The task - Skip any picture you find and retype all the remaining lines exactly.

Raw data -
[START]
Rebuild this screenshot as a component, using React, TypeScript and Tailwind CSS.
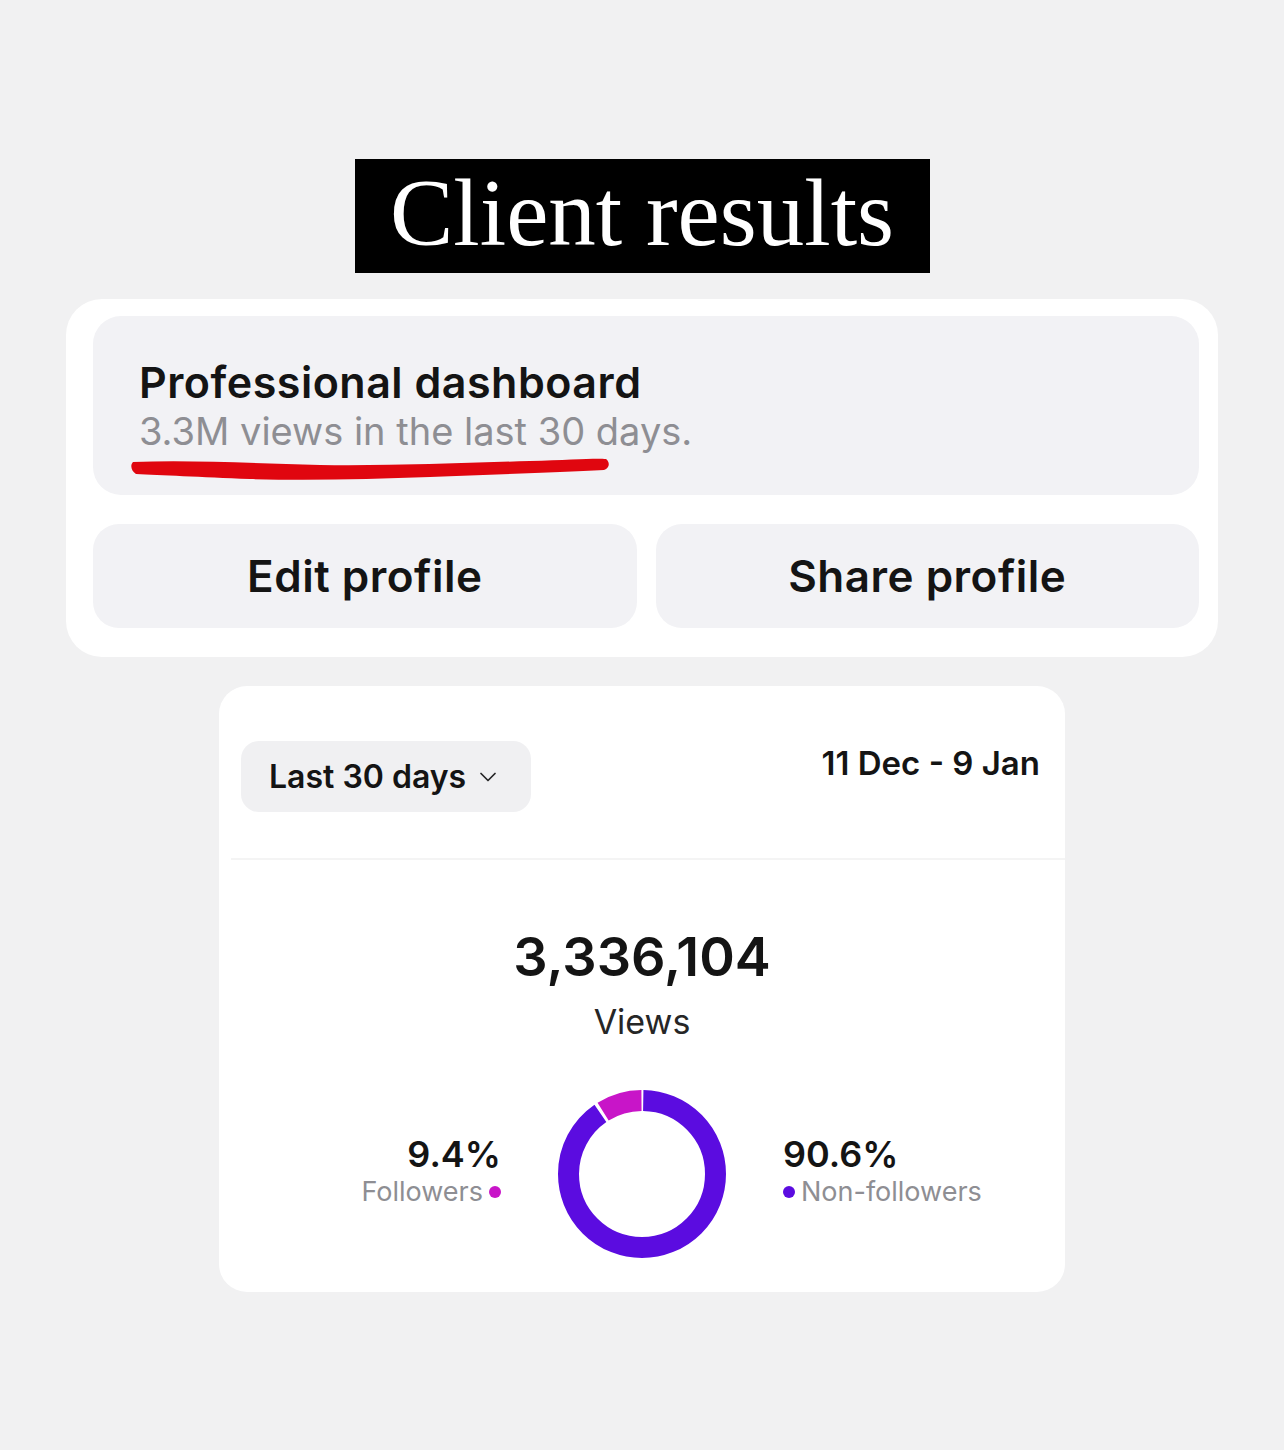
import React from "react";
import { ChevronDown } from "lucide-react";

const sans = "font-['Inter','Liberation_Sans',sans-serif]";

function Underline() {
	return (
		<svg
			className="absolute left-[-9px] top-[48px]"
			width="480"
			height="30"
			viewBox="0 0 480 30"
		>
			<path
				d="M3 7 C 60 5, 120 8, 190 10 C 260 11, 330 8, 400 6 C 440 5, 465 3, 476 4 C 480 7, 480 13, 474 15 C 430 17, 360 20, 300 22 C 240 24, 180 26, 120 24 C 70 22, 30 20, 6 19 C 1 16, 0 10, 3 7 Z"
				fill="#e0060f"
			/>
		</svg>
	);
}

function Donut() {
	const r = 73.5;
	const c = 2 * Math.PI * r;
	const seg = (from: number, to: number) => ({
		strokeDasharray: `${((to - from) / 360) * c} ${c}`,
		strokeDashoffset: `${-(from / 360) * c}`,
	});
	return (
		<svg width="170" height="170" viewBox="0 0 170 170">
			<g transform="rotate(-90 85 85)">
				<circle cx="85" cy="85" r={r} fill="none" stroke="#5b0ce0" strokeWidth="21" style={seg(1, 325)} />
				<circle cx="85" cy="85" r={r} fill="none" stroke="#c815c8" strokeWidth="21" style={seg(327.5, 359)} />
			</g>
		</svg>
	);
}

export default function App() {
	return (
		<div className={`min-h-[1450px] bg-[#f1f1f2] flex flex-col items-center pt-[159px] ${sans}`}>
			{/* Title */}
			<div className="bg-black w-[575px] h-[114px] flex items-center justify-center">
				<span className="font-['Liberation_Serif',serif] text-white text-[95px] leading-none mt-[-6px]">
					Client results
				</span>
			</div>

			{/* Profile card */}
			<div className="mt-[26px] w-[1152px] bg-white rounded-[36px] pl-[27px] pr-[19px] pt-[17px] pb-[29px]">
				<div className="bg-[#f2f2f5] rounded-[28px] h-[179px] pl-[46px] pt-[41px]">
					<div className="text-[43px] font-semibold text-[#141414] leading-[50px] tracking-[0.5px]">
						Professional dashboard
					</div>
					<div className="relative w-fit">
						<div className="text-[38px] text-[#8e8e93] leading-[48px]">
							3.3M views in the last 30 days.
						</div>
						<Underline />
					</div>
				</div>
				<div className="mt-[29px] grid grid-cols-2 gap-[19px]">
					<div className="h-[104px] rounded-[26px] bg-[#f2f2f5] flex items-center justify-center text-[44px] font-semibold tracking-[0.5px] text-[#141414]">
						Edit profile
					</div>
					<div className="h-[104px] rounded-[26px] bg-[#f2f2f5] flex items-center justify-center text-[44px] font-semibold tracking-[0.5px] text-[#141414]">
						Share profile
					</div>
				</div>
			</div>

			{/* Insights card */}
			<div className="mt-[29px] w-[846px] h-[606px] bg-white rounded-[28px] pt-[55px] flex flex-col">
				<div className="flex justify-between items-start pl-[22px] pr-[25px]">
					<div className="h-[71px] w-[290px] rounded-[18px] bg-[#f0f0f2] flex items-center pl-[28px] gap-[8px] text-[32px] font-semibold text-[#141414]">
						Last 30 days
						<ChevronDown className="w-[28px] h-[28px] text-[#262626]" strokeWidth={1.5} />
					</div>
					<div className="text-[33px] font-semibold text-[#141414] leading-[40px] mt-[2px]">11 Dec - 9 Jan</div>
				</div>
				<div className="ml-[12px] mt-[46px] h-[2px] bg-[#f4f4f4]" />

				<div className="mt-[70px] text-center text-[54px] font-semibold text-[#141414] leading-none">
					3,336,104
				</div>
				<div className="mt-[21px] text-center text-[34px] text-[#262626] leading-none">Views</div>

				<div className="mt-[50px] flex items-center justify-center gap-[56px]">
					<div className="w-[240px] flex flex-col items-end mt-[-6px]">
						<div className="text-[36px] font-semibold text-[#141414] leading-[42px]">9.4%</div>
						<div className="flex items-center gap-[6px] text-[27px] text-[#8e8e93] leading-[34px]">
							Followers
							<span className="w-[12px] h-[12px] rounded-full bg-[#c815c8]" />
						</div>
					</div>
					<Donut />
					<div className="w-[240px] flex flex-col items-start mt-[-6px]">
						<div className="text-[36px] font-semibold text-[#141414] leading-[42px]">90.6%</div>
						<div className="flex items-center gap-[6px] text-[27px] text-[#8e8e93] leading-[34px]">
							<span className="w-[12px] h-[12px] rounded-full bg-[#5b0ce0]" />
							Non-followers
						</div>
					</div>
				</div>
			</div>
		</div>
	);
}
[END]
Result of this task -
Rebuild this screenshot as a component, using React, TypeScript and Tailwind CSS.
import React from "react";
import { ChevronDown } from "lucide-react";

const sans = "font-['Inter','Liberation_Sans',sans-serif]";

function Underline() {
	return (
		<svg
			className="absolute left-[-9px] top-[48px]"
			width="480"
			height="30"
			viewBox="0 0 480 30"
		>
			<path
				d="M3 7 C 60 5, 120 8, 190 10 C 260 11, 330 8, 400 6 C 440 5, 465 3, 476 4 C 480 7, 480 13, 474 15 C 430 17, 360 20, 300 22 C 240 24, 180 26, 120 24 C 70 22, 30 20, 6 19 C 1 16, 0 10, 3 7 Z"
				fill="#e0060f"
			/>
		</svg>
	);
}

function Donut() {
	const r = 73.5;
	const c = 2 * Math.PI * r;
	const seg = (from: number, to: number) => ({
		strokeDasharray: `${((to - from) / 360) * c} ${c}`,
		strokeDashoffset: `${-(from / 360) * c}`,
	});
	return (
		<svg width="170" height="170" viewBox="0 0 170 170">
			<g transform="rotate(-90 85 85)">
				<circle cx="85" cy="85" r={r} fill="none" stroke="#5b0ce0" strokeWidth="21" style={seg(1, 325)} />
				<circle cx="85" cy="85" r={r} fill="none" stroke="#c815c8" strokeWidth="21" style={seg(327.5, 359)} />
			</g>
		</svg>
	);
}

export default function App() {
	return (
		<div className={`min-h-[1450px] bg-[#f1f1f2] flex flex-col items-center pt-[159px] ${sans}`}>
			{/* Title */}
			<div className="bg-black w-[575px] h-[114px] flex items-center justify-center">
				<span className="font-['Liberation_Serif',serif] text-white text-[95px] leading-none mt-[-6px]">
					Client results
				</span>
			</div>

			{/* Profile card */}
			<div className="mt-[26px] w-[1152px] bg-white rounded-[36px] pl-[27px] pr-[19px] pt-[17px] pb-[29px]">
				<div className="bg-[#f2f2f5] rounded-[28px] h-[179px] pl-[46px] pt-[41px]">
					<div className="text-[43px] font-semibold text-[#141414] leading-[50px] tracking-[0.5px]">
						Professional dashboard
					</div>
					<div className="relative w-fit">
						<div className="text-[38px] text-[#8e8e93] leading-[48px]">
							3.3M views in the last 30 days.
						</div>
						<Underline />
					</div>
				</div>
				<div className="mt-[29px] grid grid-cols-2 gap-[19px]">
					<div className="h-[104px] rounded-[26px] bg-[#f2f2f5] flex items-center justify-center text-[44px] font-semibold tracking-[0.5px] text-[#141414]">
						Edit profile
					</div>
					<div className="h-[104px] rounded-[26px] bg-[#f2f2f5] flex items-center justify-center text-[44px] font-semibold tracking-[0.5px] text-[#141414]">
						Share profile
					</div>
				</div>
			</div>

			{/* Insights card */}
			<div className="mt-[29px] w-[846px] h-[606px] bg-white rounded-[28px] pt-[55px] flex flex-col">
				<div className="flex justify-between items-start pl-[22px] pr-[25px]">
					<div className="h-[71px] w-[290px] rounded-[18px] bg-[#f0f0f2] flex items-center pl-[28px] gap-[8px] text-[32px] font-semibold text-[#141414]">
						Last 30 days
						<ChevronDown className="w-[28px] h-[28px] text-[#262626]" strokeWidth={1.5} />
					</div>
					<div className="text-[33px] font-semibold text-[#141414] leading-[40px] mt-[2px]">11 Dec - 9 Jan</div>
				</div>
				<div className="ml-[12px] mt-[46px] h-[2px] bg-[#f4f4f4]" />

				<div className="mt-[70px] text-center text-[54px] font-semibold text-[#141414] leading-none">
					3,336,104
				</div>
				<div className="mt-[21px] text-center text-[34px] text-[#262626] leading-none">Views</div>

				<div className="mt-[50px] flex items-center justify-center gap-[56px]">
					<div className="w-[240px] flex flex-col items-end mt-[-6px]">
						<div className="text-[36px] font-semibold text-[#141414] leading-[42px]">9.4%</div>
						<div className="flex items-center gap-[6px] text-[27px] text-[#8e8e93] leading-[34px]">
							Followers
							<span className="w-[12px] h-[12px] rounded-full bg-[#c815c8]" />
						</div>
					</div>
					<Donut />
					<div className="w-[240px] flex flex-col items-start mt-[-6px]">
						<div className="text-[36px] font-semibold text-[#141414] leading-[42px]">90.6%</div>
						<div className="flex items-center gap-[6px] text-[27px] text-[#8e8e93] leading-[34px]">
							<span className="w-[12px] h-[12px] rounded-full bg-[#5b0ce0]" />
							Non-followers
						</div>
					</div>
				</div>
			</div>
		</div>
	);
}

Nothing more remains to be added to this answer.